§ DIRECTION: Leave out any picture and return the remaining listing below exactly as given.

-- BEGIN SOURCE MATERIAL --

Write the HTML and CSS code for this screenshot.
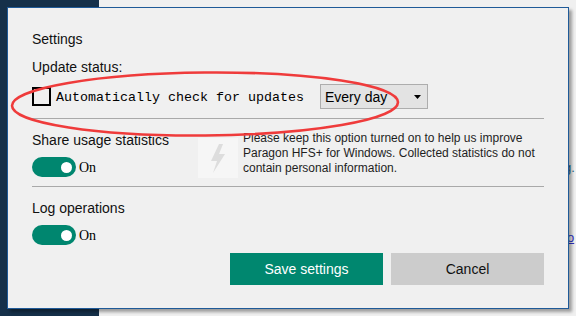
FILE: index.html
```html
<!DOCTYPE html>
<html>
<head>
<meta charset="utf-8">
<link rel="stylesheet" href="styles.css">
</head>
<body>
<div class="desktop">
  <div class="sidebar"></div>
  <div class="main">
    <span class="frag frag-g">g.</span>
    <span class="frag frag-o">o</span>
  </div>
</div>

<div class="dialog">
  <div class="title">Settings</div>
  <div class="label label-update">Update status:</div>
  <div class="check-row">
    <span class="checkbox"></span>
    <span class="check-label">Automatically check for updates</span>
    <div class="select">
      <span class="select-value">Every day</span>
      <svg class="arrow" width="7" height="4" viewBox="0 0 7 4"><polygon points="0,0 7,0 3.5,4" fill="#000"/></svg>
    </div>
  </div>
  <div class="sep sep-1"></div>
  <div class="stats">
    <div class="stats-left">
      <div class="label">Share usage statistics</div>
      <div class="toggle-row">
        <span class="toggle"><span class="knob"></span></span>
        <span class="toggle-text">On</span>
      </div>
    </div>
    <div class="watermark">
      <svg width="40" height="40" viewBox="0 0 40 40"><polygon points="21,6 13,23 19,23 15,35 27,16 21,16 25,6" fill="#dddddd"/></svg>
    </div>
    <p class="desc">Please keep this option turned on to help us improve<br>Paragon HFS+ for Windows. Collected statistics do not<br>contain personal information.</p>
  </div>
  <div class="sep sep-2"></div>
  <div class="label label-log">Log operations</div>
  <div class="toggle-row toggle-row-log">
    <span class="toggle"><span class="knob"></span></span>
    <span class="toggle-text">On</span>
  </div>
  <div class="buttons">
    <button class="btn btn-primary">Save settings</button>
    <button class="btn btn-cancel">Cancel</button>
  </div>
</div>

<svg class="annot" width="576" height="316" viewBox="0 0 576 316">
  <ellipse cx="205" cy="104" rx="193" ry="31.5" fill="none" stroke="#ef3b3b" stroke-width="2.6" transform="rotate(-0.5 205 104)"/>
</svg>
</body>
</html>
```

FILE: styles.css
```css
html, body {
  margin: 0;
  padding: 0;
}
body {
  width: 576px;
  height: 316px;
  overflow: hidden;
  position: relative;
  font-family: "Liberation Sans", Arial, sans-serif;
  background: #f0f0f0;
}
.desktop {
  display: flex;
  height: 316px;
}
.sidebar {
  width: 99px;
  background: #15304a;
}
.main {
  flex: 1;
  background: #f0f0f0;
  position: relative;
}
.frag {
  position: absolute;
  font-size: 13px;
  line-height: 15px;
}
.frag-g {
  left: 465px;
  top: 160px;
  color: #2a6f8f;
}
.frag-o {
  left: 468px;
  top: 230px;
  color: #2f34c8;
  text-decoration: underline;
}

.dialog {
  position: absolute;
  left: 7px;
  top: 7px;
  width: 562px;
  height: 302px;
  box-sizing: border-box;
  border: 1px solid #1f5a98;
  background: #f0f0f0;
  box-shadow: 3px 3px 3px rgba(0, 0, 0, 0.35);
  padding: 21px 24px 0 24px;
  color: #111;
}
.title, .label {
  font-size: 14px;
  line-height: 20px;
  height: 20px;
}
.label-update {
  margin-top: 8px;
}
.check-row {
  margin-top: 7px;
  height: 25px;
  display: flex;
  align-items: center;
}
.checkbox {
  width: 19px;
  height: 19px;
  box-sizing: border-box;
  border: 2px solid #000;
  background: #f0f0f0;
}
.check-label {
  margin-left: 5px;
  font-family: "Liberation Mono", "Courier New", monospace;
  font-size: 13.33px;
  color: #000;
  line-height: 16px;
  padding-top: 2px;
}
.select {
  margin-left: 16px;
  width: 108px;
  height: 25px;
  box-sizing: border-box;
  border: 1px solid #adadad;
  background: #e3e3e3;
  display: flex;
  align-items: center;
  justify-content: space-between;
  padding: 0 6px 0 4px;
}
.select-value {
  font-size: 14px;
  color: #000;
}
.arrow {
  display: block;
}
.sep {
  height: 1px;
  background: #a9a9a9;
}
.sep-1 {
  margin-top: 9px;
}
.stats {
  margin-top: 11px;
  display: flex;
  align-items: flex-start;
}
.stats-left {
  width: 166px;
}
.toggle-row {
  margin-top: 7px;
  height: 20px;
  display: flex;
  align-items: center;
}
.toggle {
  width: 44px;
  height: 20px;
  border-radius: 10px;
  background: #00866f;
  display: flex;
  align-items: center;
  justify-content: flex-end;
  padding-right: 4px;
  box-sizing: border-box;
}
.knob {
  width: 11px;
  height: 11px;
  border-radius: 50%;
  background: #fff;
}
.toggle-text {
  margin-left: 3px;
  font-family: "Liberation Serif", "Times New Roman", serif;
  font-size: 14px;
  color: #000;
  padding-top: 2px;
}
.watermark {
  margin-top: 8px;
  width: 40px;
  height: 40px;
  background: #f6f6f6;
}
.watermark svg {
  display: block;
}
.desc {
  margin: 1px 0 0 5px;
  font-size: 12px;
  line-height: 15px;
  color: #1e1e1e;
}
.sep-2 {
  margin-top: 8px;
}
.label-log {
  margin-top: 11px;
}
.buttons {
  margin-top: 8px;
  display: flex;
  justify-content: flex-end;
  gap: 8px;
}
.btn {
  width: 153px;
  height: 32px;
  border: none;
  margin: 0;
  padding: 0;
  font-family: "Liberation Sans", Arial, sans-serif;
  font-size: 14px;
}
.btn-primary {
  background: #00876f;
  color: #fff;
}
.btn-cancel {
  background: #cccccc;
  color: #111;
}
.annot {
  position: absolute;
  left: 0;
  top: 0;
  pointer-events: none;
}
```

-- END SOURCE MATERIAL --

§ REPLY TO THE EXERCISE:
Write the HTML and CSS code for this screenshot.
FILE: index.html
```html
<!DOCTYPE html>
<html>
<head>
<meta charset="utf-8">
<link rel="stylesheet" href="styles.css">
</head>
<body>
<div class="desktop">
  <div class="sidebar"></div>
  <div class="main">
    <span class="frag frag-g">g.</span>
    <span class="frag frag-o">o</span>
  </div>
</div>

<div class="dialog">
  <div class="title">Settings</div>
  <div class="label label-update">Update status:</div>
  <div class="check-row">
    <span class="checkbox"></span>
    <span class="check-label">Automatically check for updates</span>
    <div class="select">
      <span class="select-value">Every day</span>
      <svg class="arrow" width="7" height="4" viewBox="0 0 7 4"><polygon points="0,0 7,0 3.5,4" fill="#000"/></svg>
    </div>
  </div>
  <div class="sep sep-1"></div>
  <div class="stats">
    <div class="stats-left">
      <div class="label">Share usage statistics</div>
      <div class="toggle-row">
        <span class="toggle"><span class="knob"></span></span>
        <span class="toggle-text">On</span>
      </div>
    </div>
    <div class="watermark">
      <svg width="40" height="40" viewBox="0 0 40 40"><polygon points="21,6 13,23 19,23 15,35 27,16 21,16 25,6" fill="#dddddd"/></svg>
    </div>
    <p class="desc">Please keep this option turned on to help us improve<br>Paragon HFS+ for Windows. Collected statistics do not<br>contain personal information.</p>
  </div>
  <div class="sep sep-2"></div>
  <div class="label label-log">Log operations</div>
  <div class="toggle-row toggle-row-log">
    <span class="toggle"><span class="knob"></span></span>
    <span class="toggle-text">On</span>
  </div>
  <div class="buttons">
    <button class="btn btn-primary">Save settings</button>
    <button class="btn btn-cancel">Cancel</button>
  </div>
</div>

<svg class="annot" width="576" height="316" viewBox="0 0 576 316">
  <ellipse cx="205" cy="104" rx="193" ry="31.5" fill="none" stroke="#ef3b3b" stroke-width="2.6" transform="rotate(-0.5 205 104)"/>
</svg>
</body>
</html>
```

FILE: styles.css
```css
html, body {
  margin: 0;
  padding: 0;
}
body {
  width: 576px;
  height: 316px;
  overflow: hidden;
  position: relative;
  font-family: "Liberation Sans", Arial, sans-serif;
  background: #f0f0f0;
}
.desktop {
  display: flex;
  height: 316px;
}
.sidebar {
  width: 99px;
  background: #15304a;
}
.main {
  flex: 1;
  background: #f0f0f0;
  position: relative;
}
.frag {
  position: absolute;
  font-size: 13px;
  line-height: 15px;
}
.frag-g {
  left: 465px;
  top: 160px;
  color: #2a6f8f;
}
.frag-o {
  left: 468px;
  top: 230px;
  color: #2f34c8;
  text-decoration: underline;
}

.dialog {
  position: absolute;
  left: 7px;
  top: 7px;
  width: 562px;
  height: 302px;
  box-sizing: border-box;
  border: 1px solid #1f5a98;
  background: #f0f0f0;
  box-shadow: 3px 3px 3px rgba(0, 0, 0, 0.35);
  padding: 21px 24px 0 24px;
  color: #111;
}
.title, .label {
  font-size: 14px;
  line-height: 20px;
  height: 20px;
}
.label-update {
  margin-top: 8px;
}
.check-row {
  margin-top: 7px;
  height: 25px;
  display: flex;
  align-items: center;
}
.checkbox {
  width: 19px;
  height: 19px;
  box-sizing: border-box;
  border: 2px solid #000;
  background: #f0f0f0;
}
.check-label {
  margin-left: 5px;
  font-family: "Liberation Mono", "Courier New", monospace;
  font-size: 13.33px;
  color: #000;
  line-height: 16px;
  padding-top: 2px;
}
.select {
  margin-left: 16px;
  width: 108px;
  height: 25px;
  box-sizing: border-box;
  border: 1px solid #adadad;
  background: #e3e3e3;
  display: flex;
  align-items: center;
  justify-content: space-between;
  padding: 0 6px 0 4px;
}
.select-value {
  font-size: 14px;
  color: #000;
}
.arrow {
  display: block;
}
.sep {
  height: 1px;
  background: #a9a9a9;
}
.sep-1 {
  margin-top: 9px;
}
.stats {
  margin-top: 11px;
  display: flex;
  align-items: flex-start;
}
.stats-left {
  width: 166px;
}
.toggle-row {
  margin-top: 7px;
  height: 20px;
  display: flex;
  align-items: center;
}
.toggle {
  width: 44px;
  height: 20px;
  border-radius: 10px;
  background: #00866f;
  display: flex;
  align-items: center;
  justify-content: flex-end;
  padding-right: 4px;
  box-sizing: border-box;
}
.knob {
  width: 11px;
  height: 11px;
  border-radius: 50%;
  background: #fff;
}
.toggle-text {
  margin-left: 3px;
  font-family: "Liberation Serif", "Times New Roman", serif;
  font-size: 14px;
  color: #000;
  padding-top: 2px;
}
.watermark {
  margin-top: 8px;
  width: 40px;
  height: 40px;
  background: #f6f6f6;
}
.watermark svg {
  display: block;
}
.desc {
  margin: 1px 0 0 5px;
  font-size: 12px;
  line-height: 15px;
  color: #1e1e1e;
}
.sep-2 {
  margin-top: 8px;
}
.label-log {
  margin-top: 11px;
}
.buttons {
  margin-top: 8px;
  display: flex;
  justify-content: flex-end;
  gap: 8px;
}
.btn {
  width: 153px;
  height: 32px;
  border: none;
  margin: 0;
  padding: 0;
  font-family: "Liberation Sans", Arial, sans-serif;
  font-size: 14px;
}
.btn-primary {
  background: #00876f;
  color: #fff;
}
.btn-cancel {
  background: #cccccc;
  color: #111;
}
.annot {
  position: absolute;
  left: 0;
  top: 0;
  pointer-events: none;
}
```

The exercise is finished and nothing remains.